Of what benefit is the Rotary Club to society?
We identify a need in a particular community and come up with ways of mitigating it.
What inspired you to take on leadership in the Rotary Club?
When I joined, the thought of taking on a leadership role never crossed my mind. I was actually nominated in absentia.
At first, I thought it was because I was very active, yet a few other members were more active than I was. I finally realized I was chosen because of the trust and hope the members had in me. I accepted the challenge and was sworn in as the President of the Rotaract Club of Makindye and I have no regrets.
How does it feel being the president?
It’s amazing though the first week felt strange. I was used to sitting at the back but when I became the president, I am expected to sit at the front during meetings. Another unusual thing I experienced during the early days was the fact that I didn’t have to introspect myself, it was someone else’s role to do so. However, I have since gotten used to some of these formalities.
What are some of the key issues you hope to embark on during your tenure?
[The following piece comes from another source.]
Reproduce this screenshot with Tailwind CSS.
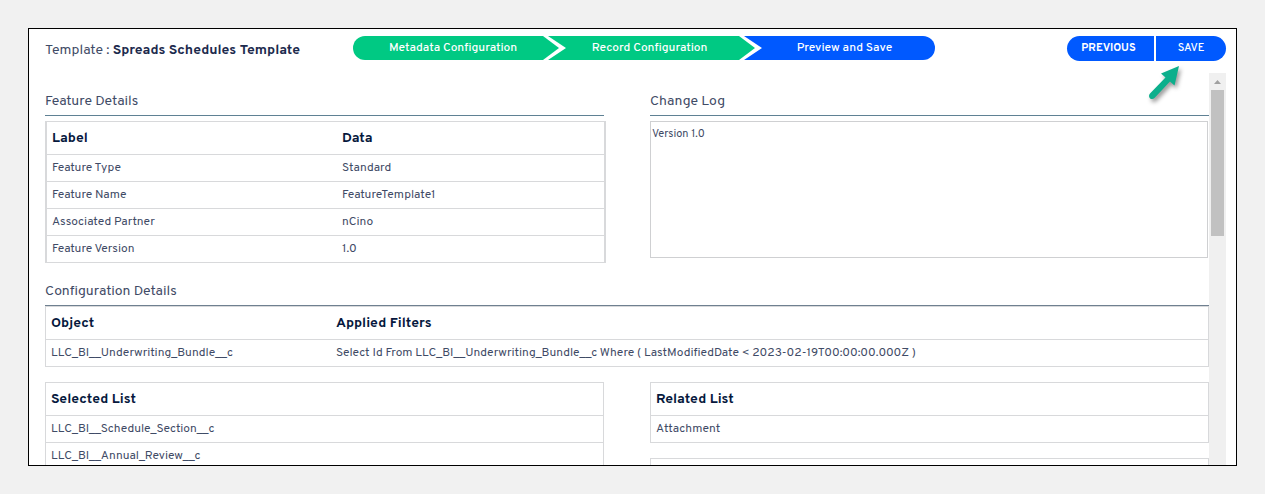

My term in office lasts for only a year. I hope to maintain the week fellowships and build more awareness not only about the Rotary Club but also about humanity. I also hope to embark on programs that will develop and grow our members in their different capacities. Most importantly, I hope to serve to the best of my ability.
As a person, how would you like to be remembered?
I would like to be remembered as a person who made an impact on humanity.
Any final words to fellow young people?
Trust in God. Believe in yourself. Serve humanity.